Al final, y también al principio, las ciudades están guardadas en el corazón de las gentes que las habitan, que las amasan, que las cuecen como el pan milenario que las sustenta. Mujeres vascas de puertas abiertas y de sonrisa franca. Buscamos paralelismos entre el norte y el sur. Y los encontramos a manojitos. Empezando por esos topónimos vascos que terminan en -ena y que llegan hasta la mismísima Macarena, y siguiendo por el txistu que suena a misterio y a Rocío cuando sopla el solano de las marismas que alisa las arenas.

Los que llevamos en la sangre una ciudad femenina que nos enamora, buscamos el contraste en el recibo entramado masculino que conforman ciudades como Bilbao. Pinchos en los mostradores invitando a la gula que empieza, como todo lo bueno de la vida, por la mirada. Íñigo siempre presto tras la barra, con la edad del Cristo en su juventud y la disposición absoluta a la hora de servir lo que nadie le pide: una tostada con aceite y jamón.
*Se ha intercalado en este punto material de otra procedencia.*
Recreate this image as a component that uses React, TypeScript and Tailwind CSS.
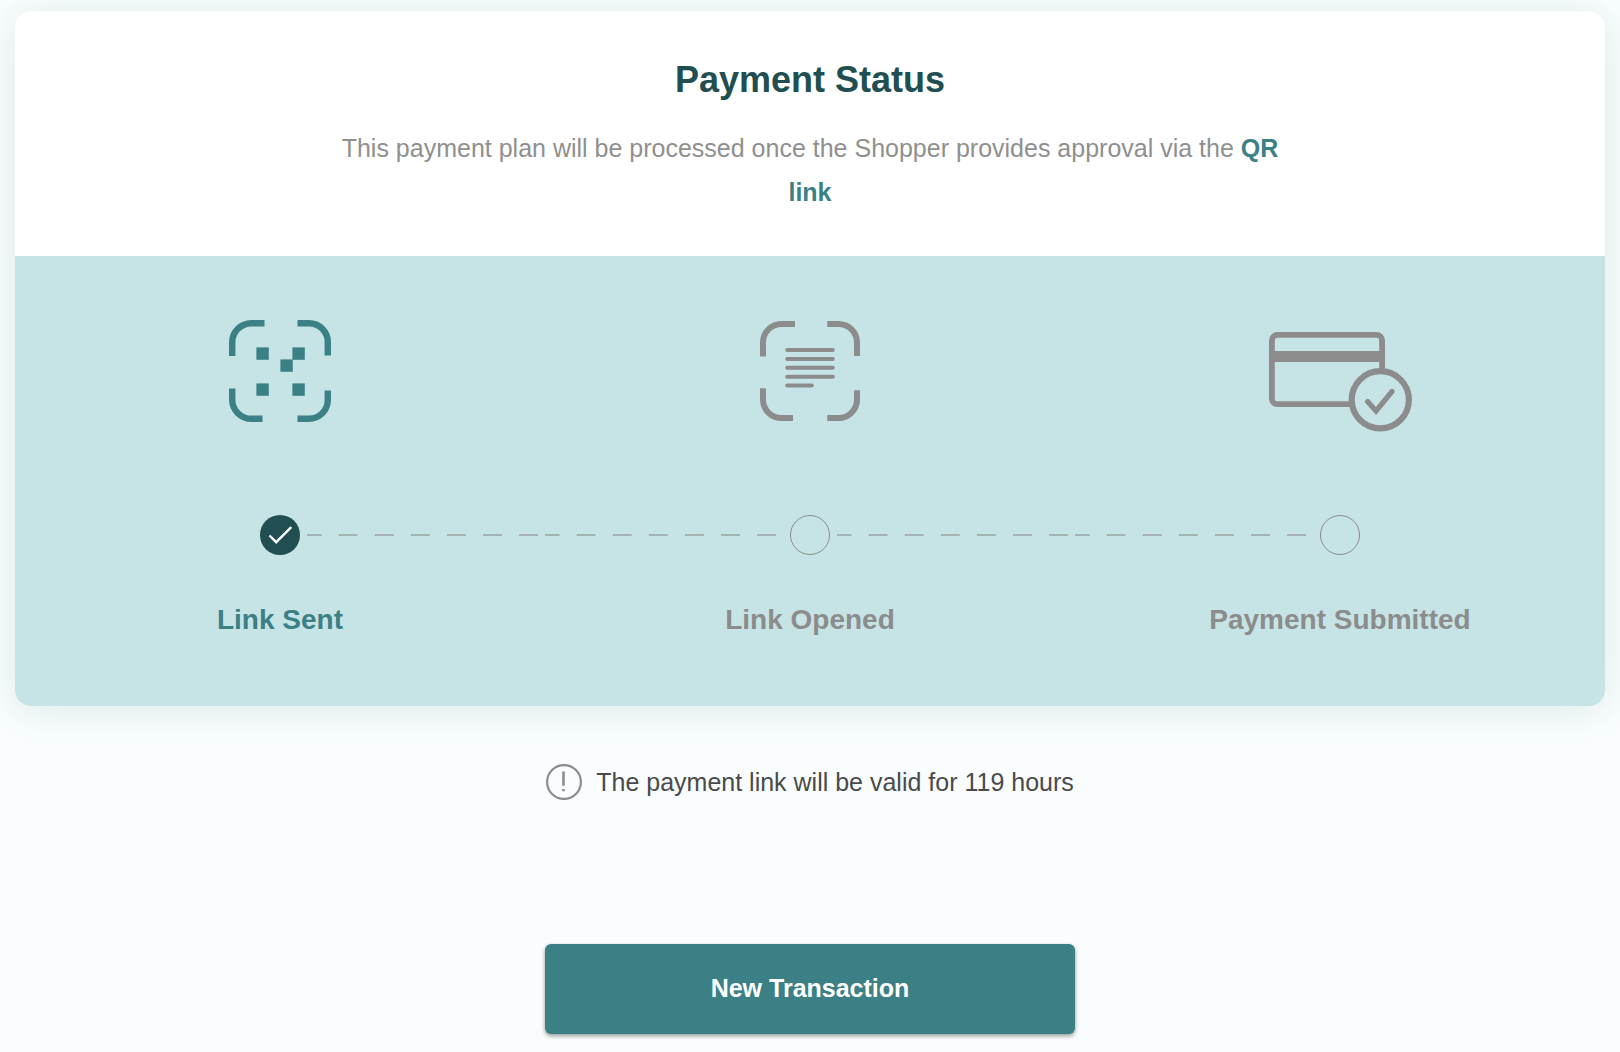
import type { ReactNode } from "react";

const LinkSentIcon = () => (
  <svg width="102" height="102" viewBox="0 0 102 102" fill="none" aria-hidden="true">
    <g stroke="currentColor" strokeWidth="6.4">
      <path d="M3.2 36V22.5A19.3 19.3 0 0 1 22.5 3.2H35.5" />
      <path d="M68.5 3.2H80A18.8 18.8 0 0 1 98.8 22V35.5" />
      <path d="M3.2 68.5V79.5A19.3 19.3 0 0 0 22.5 98.8H33.5" />
      <path d="M98.8 70.5V80A18.8 18.8 0 0 1 80 98.8H68.5" />
    </g>
    <g fill="currentColor">
      <rect x="27.4" y="27.4" width="12.4" height="12.4" />
      <rect x="63.4" y="27.4" width="12.4" height="12.4" />
      <rect x="51.4" y="39.4" width="12.4" height="12.4" />
      <rect x="27.4" y="63.4" width="12.4" height="12.4" />
      <rect x="63.4" y="63.4" width="12.4" height="12.4" />
    </g>
  </svg>
);

const LinkOpenedIcon = () => (
  <svg width="100" height="100" viewBox="0 0 100 100" fill="none" aria-hidden="true">
    <g stroke="currentColor" strokeWidth="6">
      <path d="M3 35.5V21.5A18.5 18.5 0 0 1 21.5 3H35" />
      <path d="M67.3 3H78.5A18.5 18.5 0 0 1 97 21.5V35" />
      <path d="M3 67.3V78.5A18.5 18.5 0 0 0 21.5 97H33" />
      <path d="M97 69.3V78.5A18.5 18.5 0 0 1 78.5 97H67.3" />
    </g>
    <g stroke="currentColor" strokeWidth="4" strokeLinecap="round">
      <path d="M27.2 29H72.8M27.2 38H72.8M27.2 46.8H72.8M27.2 55.7H72.8M27.2 64.5H51.8" />
    </g>
  </svg>
);

const PaymentSubmittedIcon = () => (
  <svg width="143" height="122" viewBox="0 -22 143 122" fill="none" aria-hidden="true">
    <g stroke="currentColor" strokeWidth="5.8">
      <path d="M81 72.2H8.4A5.5 5.5 0 0 1 2.9 66.7V8.4A5.5 5.5 0 0 1 8.4 2.9H107.6A5.5 5.5 0 0 1 113.1 8.4V38" />
      <circle cx="111.3" cy="67.8" r="28.6" strokeWidth="6.2" />
      <path
        d="M98.6 69.6L107 79L123 59.5"
        strokeWidth="5.2"
        strokeLinecap="round"
        strokeLinejoin="miter"
      />
    </g>
    <rect x="3" y="19" width="110" height="11" fill="currentColor" />
  </svg>
);

const steps: { label: string; icon: ReactNode; done: boolean }[] = [
  { label: "Link Sent", icon: <LinkSentIcon />, done: true },
  { label: "Link Opened", icon: <LinkOpenedIcon />, done: false },
  { label: "Payment Submitted", icon: <PaymentSubmittedIcon />, done: false },
];

const Connector = ({ visible }: { visible: boolean }) => (
  <svg className="h-[2px] min-w-0 flex-1" aria-hidden="true">
    {visible && (
      <line
        x1="0"
        y1="1"
        x2="100%"
        y2="1"
        stroke="#a3b3b3"
        strokeWidth="2"
        strokeDasharray="19 17.1"
        strokeDashoffset="4.5"
      />
    )}
  </svg>
);

const StepMarker = ({ done }: { done: boolean }) =>
  done ? (
    <span className="mx-[7px] flex size-10 shrink-0 items-center justify-center rounded-full bg-[#214e50]">
      <svg width="24" height="24" viewBox="0 0 24 24" fill="none" aria-hidden="true">
        <path d="M1.5 12.5L8.2 19.2L23.3 4.1" stroke="white" strokeWidth="2.4" />
      </svg>
    </span>
  ) : (
    <span className="mx-[7px] size-10 shrink-0 rounded-full border border-[#8c8c8c]" />
  );

const App = () => {
  return (
    <div className="min-h-screen bg-[#f9fdfe] px-[15px] pt-[11px] pb-[18px] font-['Liberation_Sans',Arial,sans-serif]">
      <main>
        <section className="overflow-hidden rounded-2xl bg-white shadow-[0_4px_40px_rgba(40,110,80,0.13)]">
          <header className="px-6 pt-[49px] pb-[42px] text-center">
            <h1 className="text-4xl leading-10 font-bold text-[#214e50]">Payment Status</h1>
            <p className="mx-auto mt-[26px] max-w-[960px] text-[25px] leading-[44px] text-[#8f8f8f]">
              This payment plan will be processed once the Shopper provides approval via the{" "}
              <a href="#qr-link" className="font-bold text-[#3b8084]">
                QR link
              </a>
            </p>
          </header>

          <ol className="grid grid-cols-3 bg-[#c6e4e5] pt-16 pb-[66px]">
            {steps.map((step) => (
              <li
                key={step.label}
                className={`flex flex-col items-center ${step.done ? "text-[#3b8084]" : "text-[#8c8c8c]"}`}
              >
                <div className="flex h-[102px] items-center justify-center">
                  {step.icon}
                </div>
                <div className="mt-[93px] flex w-full items-center">
                  <Connector visible={step !== steps[0]} />
                  <StepMarker done={step.done} />
                  <Connector visible={step !== steps[steps.length - 1]} />
                </div>
                <p className="mt-[45px] text-[28px] leading-10 font-bold">{step.label}</p>
              </li>
            ))}
          </ol>
        </section>

        <div className="mt-[58px] flex items-center justify-center gap-[14px]">
          <svg width="36" height="36" viewBox="0 0 36 36" fill="none" aria-hidden="true">
            <circle cx="18" cy="18" r="16.9" stroke="#8c8c8c" strokeWidth="2.2" />
            <path d="M17.5 7.5V21.8M17.5 25V27.2" stroke="#8c8c8c" strokeWidth="2.6" />
          </svg>
          <p className="text-[25px] leading-9 text-[#4a4a4a]">
            The payment link will be valid for 119 hours
          </p>
        </div>

        <button
          type="button"
          className="mx-auto mt-36 block h-[90px] w-1/3 rounded-md bg-[#3b8084] text-[25px] font-bold text-white shadow-[0_2px_4px_rgba(0,0,0,0.4)]"
        >
          New Transaction
        </button>
      </main>
    </div>
  );
};

export default App;
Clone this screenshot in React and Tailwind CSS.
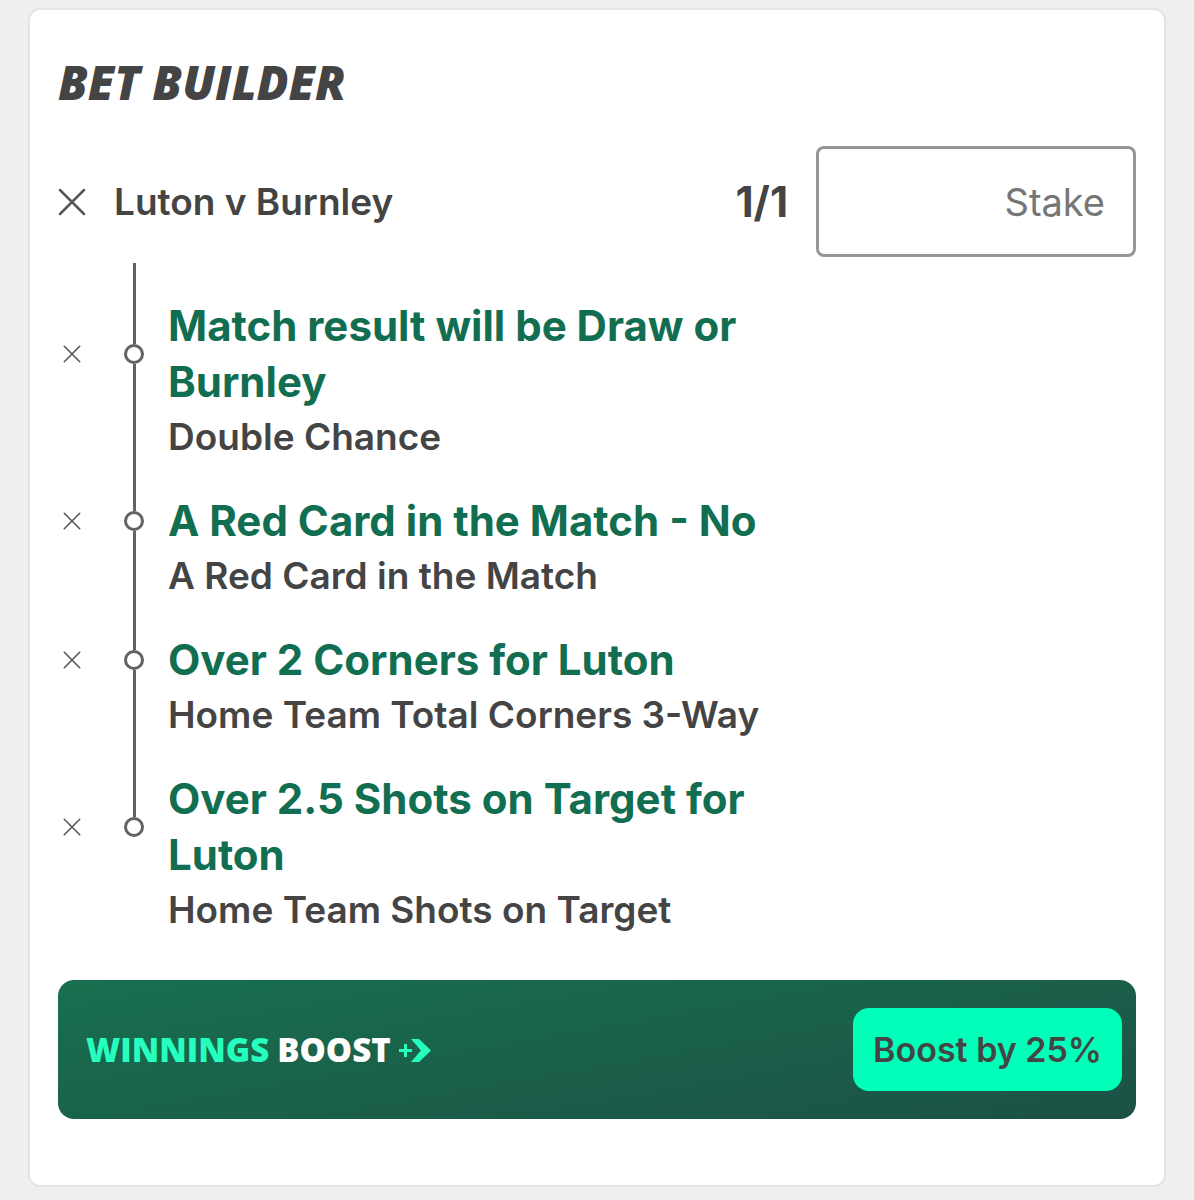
import React, { useState } from "react";

const initialSelections = [
  { id: 1, title: "Match result will be Draw or Burnley", market: "Double Chance" },
  { id: 2, title: "A Red Card in the Match - No", market: "A Red Card in the Match" },
  { id: 3, title: "Over 2 Corners for Luton", market: "Home Team Total Corners 3-Way" },
  { id: 4, title: "Over 2.5 Shots on Target for Luton", market: "Home Team Shots on Target" },
];

const CrossIcon = ({ className, strokeWidth }) => (
  <svg viewBox="0 0 28 28" className={className} fill="none" stroke="currentColor" strokeWidth={strokeWidth} strokeLinecap="round" aria-hidden="true">
    <path d="M2 2l24 24M26 2l-24 24" />
  </svg>
);

const BoostIcon = () => (
  <svg viewBox="0 0 32 24" className="h-6 w-8" fill="currentColor" aria-hidden="true">
    <path d="M5 6h3v5h5v3H8v5H5v-5H0v-3h5z" />
    <path d="M12 1h8l12 11.5L20 24h-8l10-11.5z" />
  </svg>
);

const BetBuilder = () => {
  const [selections, setSelections] = useState(initialSelections);
  const [stake, setStake] = useState("");

  const removeSelection = (id) => {
    setSelections(selections.filter((item) => item.id !== id));
  };

  return (
    <section className="rounded-xl border-2 border-[#e4e4e4] bg-white px-7 pt-[46px] pb-[66px] text-[#444444]">
      <h1 className="font-['Open_Sans',sans-serif] text-[47px] leading-[52px] font-extrabold italic">BET BUILDER</h1>

      {/* Fixture, odds and stake */}
      <div className="mt-[38px] flex items-center">
        <button type="button" aria-label="Remove bet" className="mr-7 cursor-pointer text-[#565656]">
          <CrossIcon className="size-7" strokeWidth="2.5" />
        </button>
        <h2 className="text-[37px] font-semibold">Luton v Burnley</h2>
        <span className="mr-7 ml-auto text-[42px] font-bold">1/1</span>
        <input
          type="text"
          inputMode="decimal"
          aria-label="Stake"
          placeholder="Stake"
          value={stake}
          onChange={(e) => setStake(e.target.value)}
          className="h-[111px] w-80 rounded-lg border-3 border-[#969696] px-7 text-right text-[38px] placeholder:text-[#767676]"
        />
      </div>

      {/* Line that joins the fixture to the selections */}
      <div className="mt-[6px] ml-[60px] flex h-[35px] w-8 justify-center">
        <span className="w-[3px] bg-[#626262]" />
      </div>

      {/* Selections */}
      <ul>
        {selections.map((item, index) => (
          <li key={item.id} className="grid grid-cols-[60px_32px_minmax(0,620px)]">
            <button
              type="button"
              aria-label={`Remove ${item.title}`}
              onClick={() => removeSelection(item.id)}
              className="flex w-7 cursor-pointer items-center justify-center text-[#565656]"
            >
              <CrossIcon className="size-[18px]" strokeWidth="2.5" />
            </button>
            <div className="flex flex-col items-center">
              <span className="w-[3px] flex-1 bg-[#626262]" />
              <span className="size-5 rounded-full border-3 border-[#626262]" />
              {index < selections.length - 1 ? <span className="w-[3px] flex-1 bg-[#626262]" /> : <span className="flex-1" />}
            </div>
            <h3 className="pl-[18px] text-[42px] leading-[56px] font-bold text-[#126e51]">{item.title}</h3>
            <div className="col-start-2 flex justify-center">
              {index < selections.length - 1 && <span className="w-[3px] bg-[#626262]" />}
            </div>
            <p className="pb-[30px] pl-[18px] text-[37px] leading-[53px] font-semibold">{item.market}</p>
          </li>
        ))}
      </ul>

      {/* Winnings boost */}
      <div className="mt-[14px] flex items-center rounded-2xl bg-linear-170 from-[#17704f] to-[#1b5145] py-7 pr-[14px] pl-7">
        <p className="flex items-center gap-2 font-['Open_Sans',sans-serif] text-[33px] font-extrabold text-white">
          <span className="text-[#26ffbe]">WINNINGS</span>
          <span>BOOST</span>
          <span className="text-[#26ffbe]">
            <BoostIcon />
          </span>
        </p>
        <button type="button" className="ml-auto h-[83px] cursor-pointer rounded-2xl bg-[#00ffb8] px-5 text-[34px] font-semibold">
          Boost by 25%
        </button>
      </div>
    </section>
  );
};

const App = () => (
  <main className="min-h-screen bg-[#efefef] px-7 pt-2 pb-3 font-['Inter',sans-serif]">
    <BetBuilder />
  </main>
);

export default App;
Para derribar los muros que algunos se empeñan en levantar, nada mejor que conocernos por dentro, o sea, en los bares por los que corren el vino y la alegría. Esa mezcla es el conjuro infalible, el antídoto perfecto para disolver las alambradas del rencor, y desmoronar el hormigón de la intolerancia. Ir y venir, salir y entrar, viajar y recibir. Así se hizo grande el planeta, así se ensanchó el mundo que dejó de estrecharse en los límites asfixiantes de la aldea. Pero esto hay que hacerlo de forma real. Lo virtual no vale. Hay que conocerse y reconocerse. Hay que escribir un artículo sobre Bilbao en el barrio de Abando, sentado en un velador, con el sol de julio como un César que derrota a las legiones de la grisalla, a las nubes que ayer rozaron los espejos curvos y metálicos de ese museo que sirvió para resucitar a la ciudad. Y luego todavía hay gente que dice que el Arte es inútil…

El verde se asoma a los pretiles del monte. Como se asoman a la memoria adolescente los versos de Gabriel Aresti cuando pasamos por su calle. Siempre defenderé la casa de mi padre… Cambien la casa por el nombre del periódico y todo está recién escrito. Se asoman los endecasílabos tallados en piedra que unen el norte y el sur en El Cristo de Velázquez que escribió Unamuno. Y las páginas de Baroja que pasan como la vida, esa forma de lucha contra la muerte que don Pío diseccionaba a cuchillo.

Las risas de Marga, de Arantza y de Lola, el color pálido y luminoso del txakolí, esa extraña felicidad que es fugaz y barojiana como la vida misma… Al fondo, anocheciendo sobre las aguas del río con nombre de barrio cercano, ese flechazo seco al que llaman Bilbao.